Si l’on demande à Natalie Ribbons et Jason Chronis de définir leur musique, leur réponse apporte tout autant de questions. « Ce seraient des miniatures de chansons pop médiévales à travers le prisme du western des années 1950″. Mais si l’on devait tisser un lien, assurément ce serait avec la trop rare Paula Frazer qu’on le poserait. Comme l’ex Tarnation, Natalie Ribbons peut tout se permettre avec sa voix d’équilibriste, elle peut aussi bien nous transporter dans un mirage de chanson réaliste à la française, dans un ersatz d’amour courtois. Enregistré sur un vieux huit pistes, Merlynn Belle lustre sa patine vintage et s’imagine en un acte onirique et songeur. Alliant torch songs, crépuscule, guitare flamenco, Tele Novella signe un disque à la poésie irradiante. L’Exotica est également en clin d’œil sur ce disque cultivé et raffiné, on croise l’ombre bienveillante d’Eden Ahbez sur Wishing Shrine pour mieux se mouvoir dans une complainte de troubadour le temps de One Little Pearl, de celles que Tom Rapp confectionnait sur Balaklava (1968). Merlynn Belle est un disque lumineux mais étrange, il sera bien difficile de situer cette collection de chansons dans un seul genre ou dans une seule période de l’histoire musicale. On pourrait trouver un cousinage avec les Magnetic Fields de Stephin Merritt période 69 Love Songs ou au Farewell Aldebaran (1969) de Judy Henske et Jerry Yester sauf que la dame ne prend jamais de posture ironique vis à vis de ses chansons, elle les occupe avec un premier degré très frais, une forme d’innocence indispensable pour incarner ces hymnes du naïf et de l’ingénu. Comme chez The United States Of America, une large place est laissée à la spatialisation du son.

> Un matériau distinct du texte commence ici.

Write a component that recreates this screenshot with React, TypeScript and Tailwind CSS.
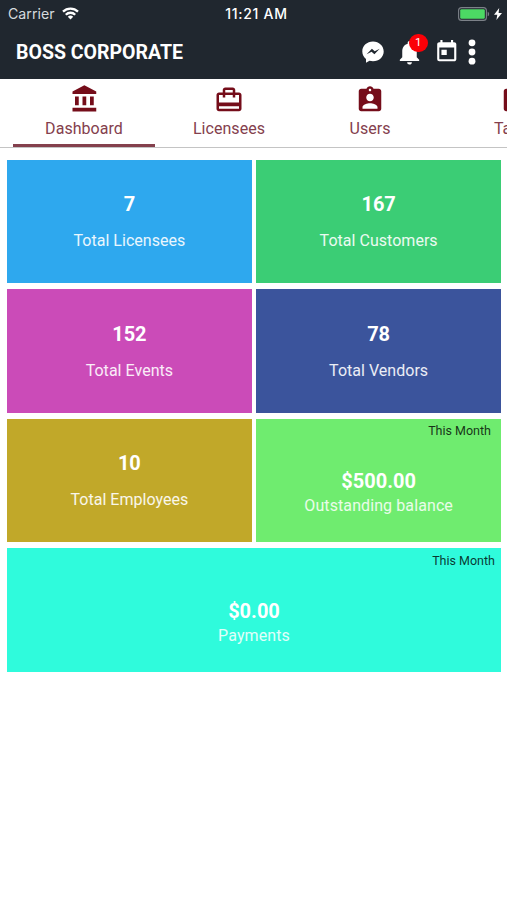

Malgré ou grâce à ses références, Merlynn Belle est un disque singulier qui ne sonne comme aucun autre se jouant des limites et des modes. En mêlant des ingrédients que l’on ne pensait pas compatibles, Tele Novella offre un disque nonchalant, précieux et personnel.
Alors Merlynn Belle peut bien être sorti l’hiver dernier, il est de toute saison, il est de notre temps passé, présent et à venir.